GRECO, El
(b. 1541, Candia, d. 1614, Toledo)

The Resurrection

1596-1600
Oil on canvas, 275 x 127 cm
Museo del Prado, Madrid

Probably painted for the Colegio de Doña Maria, Madrid. It is of the same size and shape as the Pentecost, to which it was almost certainly a pair. The place of these two paintings in the chapel is more difficult to decide. The Resurrection was almost certainly on the left and the Pentecost on the right, because of their relationship in meaning with the Nativity and the Baptism, respectively. If they were placed above these two paintings, the narrower format would correspond with the upper range of paintings. This and the Pentecost would have been the last of the paintings executed for the Colegio.

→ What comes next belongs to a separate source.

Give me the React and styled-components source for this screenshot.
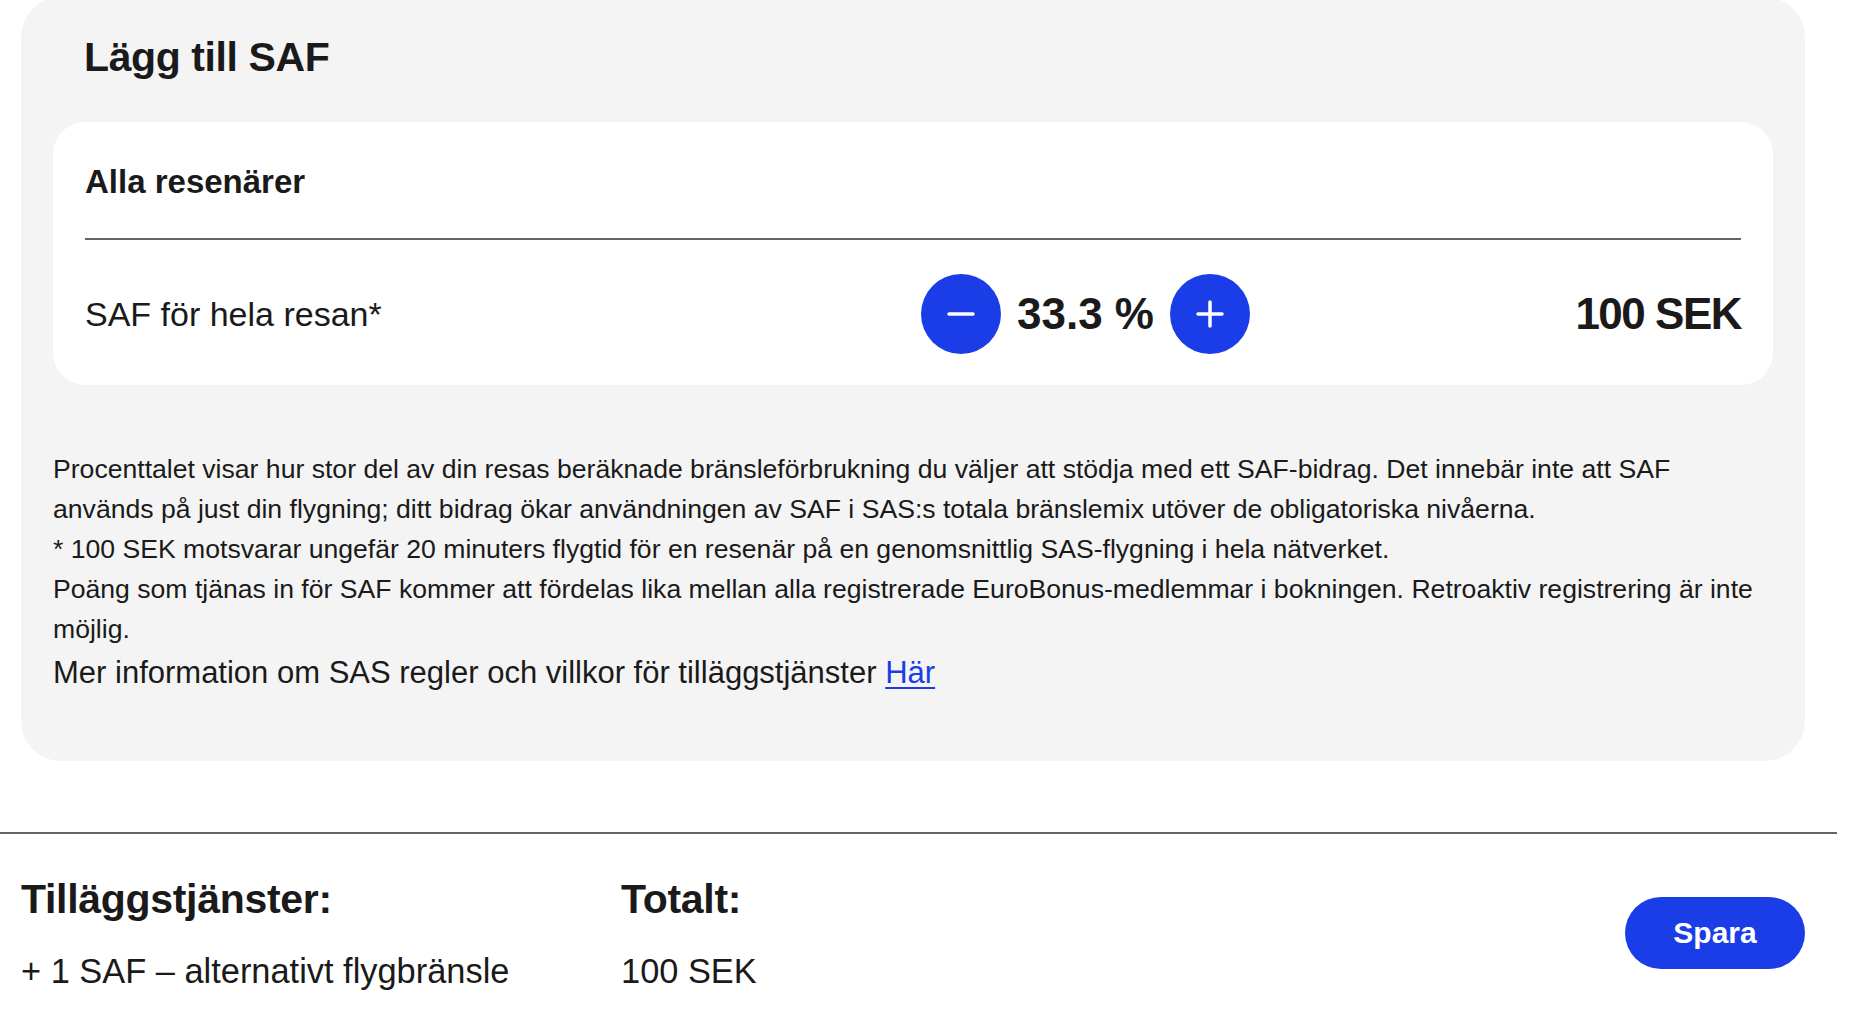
import React, { useState } from "react";
import styled, { createGlobalStyle } from "styled-components";

const GlobalStyle = createGlobalStyle`
  html, body {
    margin: 0;
    padding: 0;
    background: #ffffff;
    color: #1a1a1a;
    font-family: "Liberation Sans", Arial, sans-serif;
    overflow: hidden;
  }
  * { box-sizing: border-box; }
`;

const BLUE = "#1a3de8";

const Page = styled.div`
  width: 1862px;
  height: 1032px;
  overflow: hidden;
`;

const Panel = styled.section`
  margin: -3px 57px 0 21px;
  padding: 36px 32px 68px;
  background: #f4f4f4;
  border-radius: 40px;
`;

const Title = styled.h2`
  margin: 0 0 41px;
  padding-left: 31px;
  font-size: 41px;
  line-height: 48px;
  font-weight: 700;
  letter-spacing: -0.4px;
`;

const Card = styled.div`
  background: #ffffff;
  border-radius: 32px;
  padding: 40px 32px 31px;
`;

const CardHeader = styled.h3`
  margin: 0;
  padding-bottom: 36px;
  border-bottom: 2px solid #646464;
  font-size: 33px;
  line-height: 40px;
  font-weight: 700;
`;

const Row = styled.div`
  display: grid;
  grid-template-columns: 1fr 1fr;
  gap: 16px;
  align-items: center;
  margin-top: 34px;
`;

const Label = styled.span`
  font-size: 34px;
  line-height: 40px;
`;

const RightCell = styled.div`
  display: flex;
  align-items: center;
  justify-content: space-between;
`;

const Stepper = styled.div`
  display: flex;
  align-items: center;
  gap: 16px;
`;

const RoundButton = styled.button`
  width: 80px;
  height: 80px;
  border-radius: 50%;
  border: none;
  padding: 0;
  background: ${BLUE};
  display: flex;
  align-items: center;
  justify-content: center;
  cursor: pointer;
`;

const BigValue = styled.span`
  font-size: 44px;
  line-height: 48px;
  font-weight: 700;
  letter-spacing: ${(p) => (p.$tight ? "-1.5px" : "0")};
`;

const Info = styled.div`
  margin-top: 64px;
`;

const Paragraph = styled.p`
  margin: 0;
  font-size: 26.6px;
  line-height: 40px;
`;

const MoreInfo = styled.p`
  margin: 4px 0 0;
  font-size: 31px;
  line-height: 40px;
`;

const Link = styled.a`
  color: ${BLUE};
  text-decoration: underline;
  text-underline-offset: 4px;
  text-decoration-thickness: 2px;
`;

const Footer = styled.footer`
  margin: 71px 25px 0 0;
  border-top: 2px solid #646464;
  padding: 41px 32px 0 21px;
  display: flex;
  align-items: center;
`;

const Column = styled.div`
  width: ${(p) => p.$width || "auto"};
  display: flex;
  flex-direction: column;
  gap: 28px;
`;

const ColumnTitle = styled.h4`
  margin: 0;
  font-size: 41px;
  line-height: 48px;
  font-weight: 700;
  letter-spacing: -0.3px;
`;

const ColumnText = styled.span`
  font-size: 34.4px;
  line-height: 40px;
`;

const SaveButton = styled.button`
  margin-left: auto;
  width: 180px;
  height: 72px;
  border: none;
  border-radius: 36px;
  background: ${BLUE};
  color: #ffffff;
  font-family: "Liberation Sans", Arial, sans-serif;
  font-size: 30px;
  font-weight: 700;
  cursor: pointer;
`;

const Minus = () => (
  <svg width="30" height="30" viewBox="0 0 30 30">
    <line x1="3" y1="15" x2="27" y2="15" stroke="#fff" strokeWidth="3.5" strokeLinecap="round" />
  </svg>
);

const Plus = () => (
  <svg width="30" height="30" viewBox="0 0 30 30">
    <line x1="3" y1="15" x2="27" y2="15" stroke="#fff" strokeWidth="3.5" strokeLinecap="round" />
    <line x1="15" y1="3" x2="15" y2="27" stroke="#fff" strokeWidth="3.5" strokeLinecap="round" />
  </svg>
);

export default function App() {
  const [percent, setPercent] = useState(33.3);

  const step = (d) => setPercent((p) => Math.max(0, Math.round((p + d) * 10) / 10));

  return (
    <Page>
      <GlobalStyle />
      <Panel>
        <Title>Lägg till SAF</Title>
        <Card>
          <CardHeader>Alla resenärer</CardHeader>
          <Row>
            <Label>SAF för hela resan*</Label>
            <RightCell>
              <Stepper>
                <RoundButton aria-label="Minska" onClick={() => step(-33.3)}>
                  <Minus />
                </RoundButton>
                <BigValue>{percent} %</BigValue>
                <RoundButton aria-label="Öka" onClick={() => step(33.3)}>
                  <Plus />
                </RoundButton>
              </Stepper>
              <BigValue $tight>100 SEK</BigValue>
            </RightCell>
          </Row>
        </Card>
        <Info>
          <Paragraph>
            Procenttalet visar hur stor del av din resas beräknade bränsleförbrukning du väljer att
            stödja med ett SAF-bidrag. Det innebär inte att SAF
            <br />
            används på just din flygning; ditt bidrag ökar användningen av SAF i SAS:s totala
            bränslemix utöver de obligatoriska nivåerna.
          </Paragraph>
          <Paragraph>
            * 100 SEK motsvarar ungefär 20 minuters flygtid för en resenär på en genomsnittlig
            SAS-flygning i hela nätverket.
          </Paragraph>
          <Paragraph>
            Poäng som tjänas in för SAF kommer att fördelas lika mellan alla registrerade
            EuroBonus-medlemmar i bokningen. Retroaktiv registrering är inte möjlig.
          </Paragraph>
          <MoreInfo>
            Mer information om SAS regler och villkor för tilläggstjänster <Link href="#">Här</Link>
          </MoreInfo>
        </Info>
      </Panel>
      <Footer>
        <Column $width="600px">
          <ColumnTitle>Tilläggstjänster:</ColumnTitle>
          <ColumnText>+ 1 SAF – alternativt flygbränsle</ColumnText>
        </Column>
        <Column>
          <ColumnTitle>Totalt:</ColumnTitle>
          <ColumnText>100 SEK</ColumnText>
        </Column>
        <SaveButton>Spara</SaveButton>
      </Footer>
    </Page>
  );
}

Only one other painting of the subject by El Greco is known, that for Santo Domingo el Antiguo. This painting and the Adoration of the Shepherds are higher in proportion to their width than the corresponding paintings in Santo Domingo el Antiguo.

Christ is shown in a blaze of glory, striding through the air and holding the white banner of victory over death. The soldiers who had been placed at the tomb to guard it scatter convulsively. Two of them cover their eyes, shielding themselves from the radiance, and two others raise one hand in a gesture of acknowledgement of the supernatural importance of the event. Another wearing a helmet decorated with brilliantly coloured plumes, rests his cheek on his hand - the traditional pose of melancholy - still unaware of Christ's resurrection. El Greco's skill in creating dramatically foreshortened figures is clamorously apparent in the soldier wearing a yellow cuirass sprawled in the foreground and in the adjacent soldier in green. By excluding any visual reference to the tomb or to landscape, El Greco removed the scene from the realm of history, he articulated its universal significance through the dynamism of nine figures that make up the composition and the intensity of the light and colours.

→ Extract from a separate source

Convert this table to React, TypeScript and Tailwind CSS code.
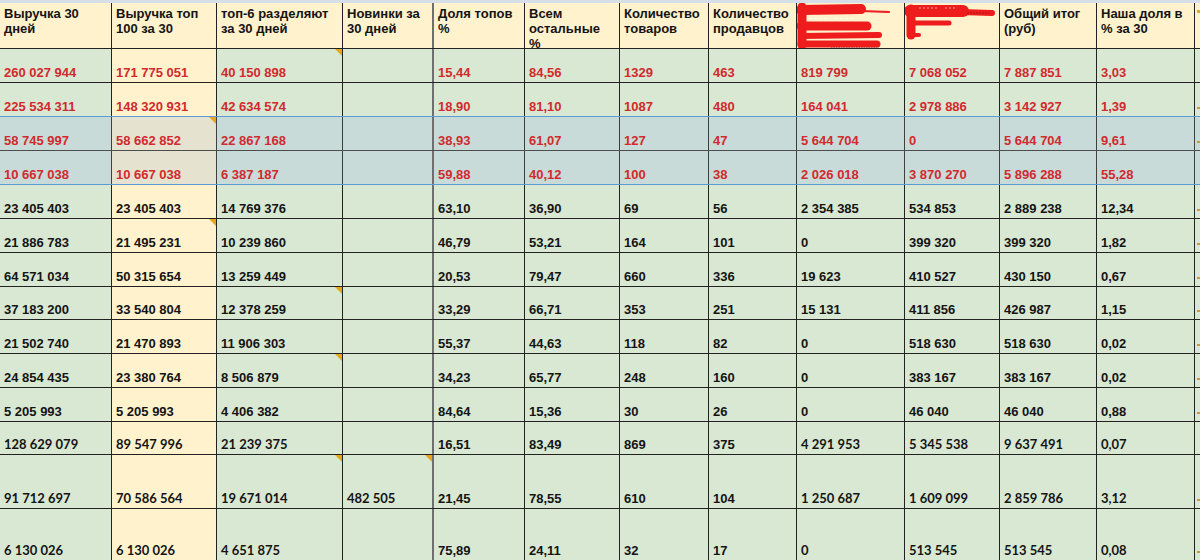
import React from 'react';

const GRID = 'grid grid-cols-[112px_105px_126px_91px_91px_95px_89px_88px_108px_95px_97px_98px_5px]';

interface Row {
  cells: string[];
  h: string;
  line: string;
  red?: boolean;
  blue?: boolean;
  calibri?: boolean;
  marks?: number[];
  edge?: boolean;
}

const BLACK = 'border-[#222]';

const rows: Row[] = [
  { cells: ['260 027 944', '171 775 051', '40 150 898', '', '15,44', '84,56', '1329', '463', '819 799', '7 068 052', '7 887 851', '3,03'], h: 'h-[34px]', line: BLACK, red: true, marks: [2] },
  { cells: ['225 534 311', '148 320 931', '42 634 574', '', '18,90', '81,10', '1087', '480', '164 041', '2 978 886', '3 142 927', '1,39'], h: 'h-[34px]', line: 'border-[#5b9bd5]', red: true, edge: true },
  { cells: ['58 745 997', '58 662 852', '22 867 168', '', '38,93', '61,07', '127', '47', '5 644 704', '0', '5 644 704', '9,61'], h: 'h-[34px]', line: 'border-[#4d4d4d]', red: true, blue: true, marks: [1], edge: true },
  { cells: ['10 667 038', '10 667 038', '6 387 187', '', '59,88', '40,12', '100', '38', '2 026 018', '3 870 270', '5 896 288', '55,28'], h: 'h-[34px]', line: 'border-[#5b9bd5]', red: true, blue: true },
  { cells: ['23 405 403', '23 405 403', '14 769 376', '', '63,10', '36,90', '69', '56', '2 354 385', '534 853', '2 889 238', '12,34'], h: 'h-[34px]', line: BLACK, edge: true },
  { cells: ['21 886 783', '21 495 231', '10 239 860', '', '46,79', '53,21', '164', '101', '0', '399 320', '399 320', '1,82'], h: 'h-[34px]', line: BLACK, marks: [1], edge: true },
  { cells: ['64 571 034', '50 315 654', '13 259 449', '', '20,53', '79,47', '660', '336', '19 623', '410 527', '430 150', '0,67'], h: 'h-[34px]', line: BLACK, edge: true },
  { cells: ['37 183 200', '33 540 804', '12 378 259', '', '33,29', '66,71', '353', '251', '15 131', '411 856', '426 987', '1,15'], h: 'h-[33px]', line: BLACK, marks: [2], edge: true },
  { cells: ['21 502 740', '21 470 893', '11 906 303', '', '55,37', '44,63', '118', '82', '0', '518 630', '518 630', '0,02'], h: 'h-[34px]', line: BLACK, edge: true },
  { cells: ['24 854 435', '23 380 764', '8 506 879', '', '34,23', '65,77', '248', '160', '0', '383 167', '383 167', '0,02'], h: 'h-[34px]', line: BLACK, marks: [2], edge: true },
  { cells: ['5 205 993', '5 205 993', '4 406 382', '', '84,64', '15,36', '30', '26', '0', '46 040', '46 040', '0,88'], h: 'h-[34px]', line: BLACK, edge: true },
  { cells: ['128 629 079', '89 547 996', '21 239 375', '', '16,51', '83,49', '869', '375', '4 291 953', '5 345 538', '9 637 491', '0,07'], h: 'h-[33px]', line: BLACK, calibri: true },
  { cells: ['91 712 697', '70 586 564', '19 671 014', '482 505', '21,45', '78,55', '610', '104', '1 250 687', '1 609 099', '2 859 786', '3,12'], h: 'h-[54px]', line: BLACK, calibri: true, marks: [2, 3], edge: true },
  { cells: ['6 130 026', '6 130 026', '4 651 875', '', '75,89', '24,11', '32', '17', '0', '513 545', '513 545', '0,08'], h: 'h-[52px]', line: BLACK, calibri: true, edge: true },
];

const headers: string[][] = [
  ['Выручка 30', 'дней'],
  ['Выручка топ', '100 за 30'],
  ['топ-6 разделяют', 'за 30 дней'],
  ['Новинки за', '30 дней'],
  ['Доля топов', '%'],
  ['Всем', 'остальные', '%'],
  ['Количество', 'товаров'],
  ['Количество', 'продавцов'],
  [],
  [],
  ['Общий итог', '(руб)'],
  ['Наша доля в', '% за 30'],
  [],
];

const arial = "font-['Liberation_Sans',Arial,sans-serif] font-bold";
const calibri = "font-['Lato','Noto_Sans',sans-serif] font-bold";

function rightBorder(i: number, blue?: boolean) {
  if (i === 12) return '';
  if (i === 3) return 'border-r-2 border-[#6f6f6f]';
  return blue ? 'border-r border-[#3f3f3f]' : 'border-r border-[#222]';
}

function Marker() {
  return (
    <span className="absolute right-0 top-0 w-0 h-0 border-l-[7px] border-l-transparent border-t-[7px] border-t-[#eaa51f]" />
  );
}

// scribbled-out header cells
function ScribbleA() {
  return (
    <svg className="absolute inset-0" width="108" height="46" viewBox="0 0 108 46">
      <g stroke="#ee1c1c" strokeLinecap="round" fill="none">
        <path d="M5 4 L5 42" strokeWidth="9" />
        <path d="M4 7 L64 6" strokeWidth="10" />
        <path d="M64 8 L92 9" strokeWidth="2" />
        <path d="M4 23 L70 23" strokeWidth="9" />
        <path d="M4 33 L82 32" strokeWidth="6" />
        <path d="M4 41 L80 41" strokeWidth="7" />
      </g>
      <path d="M12 15.5 L30 15.5 M38 15.5 L58 15.5" stroke="#fff" strokeWidth="1" strokeDasharray="3 2" opacity="0.7" />
      <path d="M34 45 L82 45" stroke="#555" strokeWidth="1" strokeDasharray="1.5 1" />
    </svg>
  );
}

function ScribbleB() {
  return (
    <svg className="absolute inset-0" width="95" height="46" viewBox="0 0 95 46">
      <g stroke="#ee1c1c" strokeLinecap="round" fill="none">
        <path d="M5 8 L58 8" strokeWidth="12" />
        <path d="M55 9 L87 10" strokeWidth="6" />
        <path d="M6 6 L6 32" strokeWidth="9" />
        <path d="M5 20 L44 20" strokeWidth="5" />
        <path d="M6 32 L14 32" strokeWidth="4" />
      </g>
      <path d="M14 5 L34 5 M40 5 L52 5" stroke="#fff" strokeWidth="1" strokeDasharray="2 2" opacity="0.6" />
      <path d="M62 10 L84 10" stroke="#7a1010" strokeWidth="1" strokeDasharray="2 1" opacity="0.6" />
    </svg>
  );
}

function cellBg(r: Row, i: number) {
  if (r.blue) return i === 1 ? 'bg-[#e5e2cf]' : 'bg-[#c8dbd8]';
  return i === 1 ? 'bg-[#fff2cc]' : 'bg-[#d9e8d3]';
}

export default function App() {
  return (
    <div className="w-[1200px] h-[560px] overflow-hidden bg-[#d9e8d3] text-[13px] leading-[15px]">
      <div className="h-[3px] bg-[#d6dee8]" />

      {/* Header */}
      <div className={`${GRID} h-[46px] border-b border-[#222] bg-[#fff2cc] ${arial} text-[#141414]`}>
        {headers.map((lines, i) => (
          <div key={i} className={`relative overflow-hidden whitespace-nowrap pl-[4px] pt-[3px] ${rightBorder(i)}`}>
            {lines.map((l, j) => (
              <div key={j}>{l}</div>
            ))}
            {i === 8 && <ScribbleA />}
            {i === 9 && <ScribbleB />}
            {i === 12 && <span className="absolute left-[2px] top-[7px] w-[3px] h-[3px] bg-[#e3a23a]" />}
          </div>
        ))}
      </div>

      {/* Body */}
      {rows.map((r, ri) => (
        <div key={ri} className={`${GRID} ${r.h} border-b ${r.line}`}>
          {[...r.cells, ''].map((c, i) => {
            const font = r.calibri && (i < 4 || i > 7) ? calibri : arial;
            const color = r.red ? 'text-[#d12a2e]' : 'text-[#141414]';
            return (
              <div
                key={i}
                className={`relative flex items-end overflow-hidden whitespace-nowrap ${i === 12 ? 'pl-[2px] pb-[7px]' : 'pl-[4px] pb-[2px]'} ${cellBg(r, i)} ${rightBorder(i, r.blue)} ${font} ${color}`}
              >
                {c}
                {i === 12 && r.edge && <span className="w-[3px] h-[2px] bg-[#c99a3a]" />}
                {r.marks?.includes(i) && <Marker />}
              </div>
            );
          })}
        </div>
      ))}
    </div>
  );
}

Again El Greco has created one of the greatest interpretations of the subject in art. It can, perhaps, only be compared with the great masterpiece by Piero della Francesca. Light is the important element in this image of the Risen Christ, as it was in the Adoration of the Shepherds, but of a different quality. The movement has an incomparably greater force than in the Santo Domingo painting and has nothing of the sharp explosive quality of the earlier work. The movement is not dissipated, but is contained and concentrated. The figures now are vehicles of movement and light. It is interesting to compare the treatment of the classical 'draperies' of the soldier at the base of the composition with those of the saintly warriors of the Martyrdom of Saint Maurice and his Legions.